At the bathroom doorway Quinn looked in at the skinny woman, still in her waitress uniform, but the uniform was soaked nearly tan with an addict’s sweat. He felt her bent neck for a pulse, but there was none. Against the wall above the toilet he could see the damp spot where Leroy had flung her. Her sleeve on her left arm was rolled up, revealing the blood trail from the needle mark.

The basin had the pieces — the spoon, burnt matches and the torn bindle.

The hypo lay crushed on the dirty floor.

“She was bad doing that, wasn’t she, Mr. Quinn?” he heard Leroy say from the other room. “Nick, he always said them were the worst people.”

Quinn drew the back of his moist hand across his mouth. He glanced around for a bottle, anything with a trace of alcohol in it.

“I kept asking her why, Mr. Quinn. I mean she didn’t have to kill him. She said she was sick and needed money and Nick wouldn’t give her none. She said Nick called her a junkie and said here he went and bought a ring for a junkie—”

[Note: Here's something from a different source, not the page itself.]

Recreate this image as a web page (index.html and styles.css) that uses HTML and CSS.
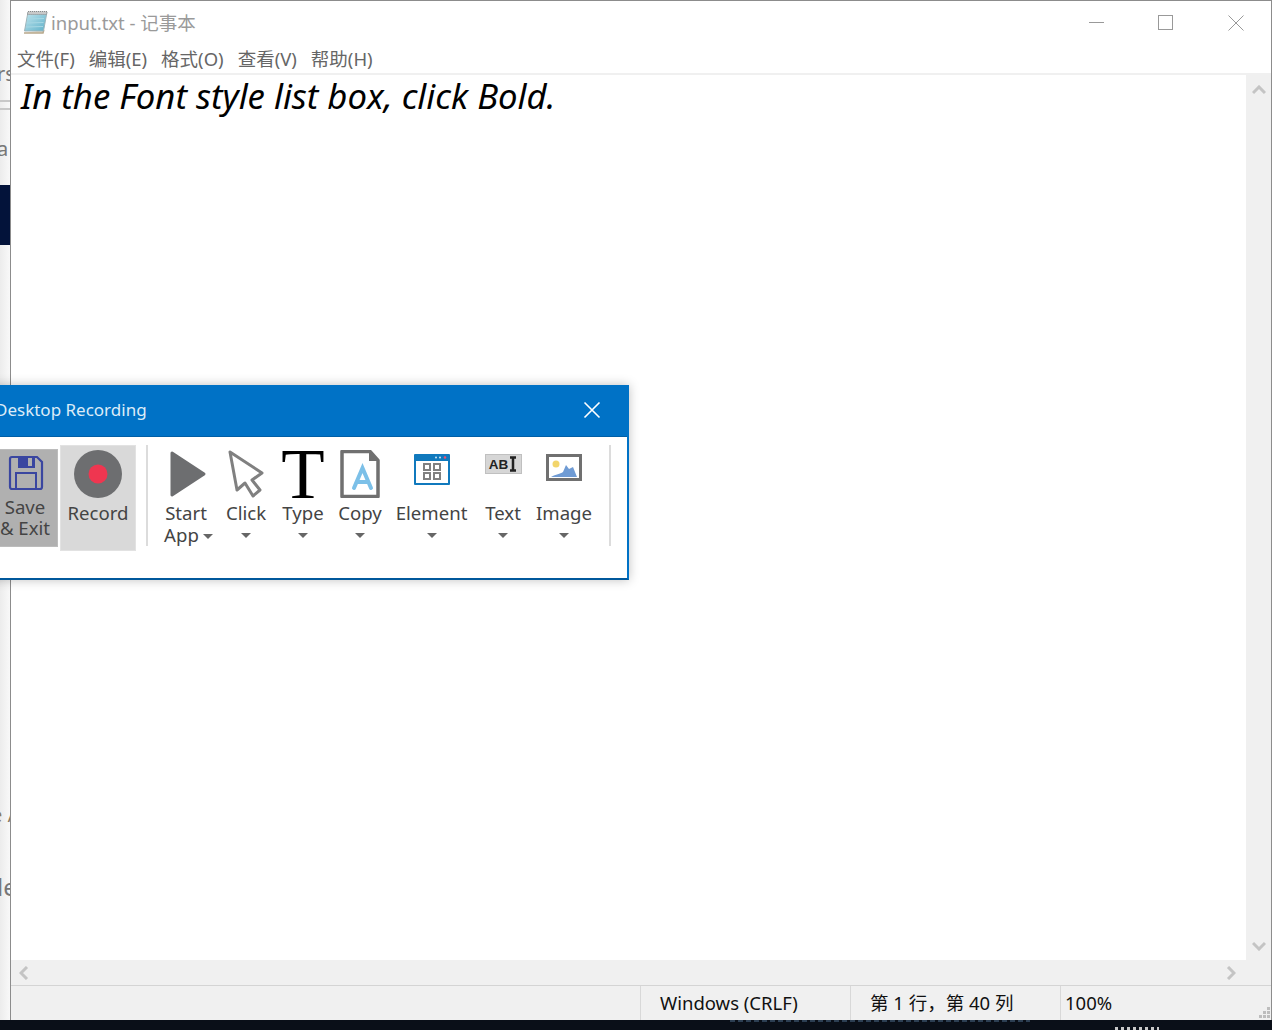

“Yeah, yeah, Leroy,” Quinn said. He could see good old pious Nick Rizzo, his black eyes flashing, and then turning his back on the frenzied, sick girl to feed his guppies. And there’s that ring in his pocket that can buy her another fix. What’s a tap on the head? And while at it, maybe the cash register. But she was too trip-happy to pop it open.

“Those tea cups, they made me think, just like you, huh, Mr. Quinn? And we were right, it was Anna, you know.”

Turning slowly, Quinn looked wearily at the big man, and Leroy’s eyes suddenly inflated with fear, like an animal that’s trapped but doesn’t really know why he should feel that way.

“I... I done wrong, huh? You think Nick he’d be mad at me in heaven?” He was backing toward the doorway.

Quinn felt numb as he watched him. Then he heard the heavy footsteps as Leroy ran down the stairs and disappeared into the bar.

He hoped Leroy would keep running until he was out of the Purple district, out of the wormy mess in which Nick had tried to maintain his little oasis, his Eden. Only, finally, Nick’s guard dropped. And the district had finally gotten to the Eden, too.

Through its Eve.

The lieutenant went downstairs and found a narrow opening at the bar. He waited patiently for his drink.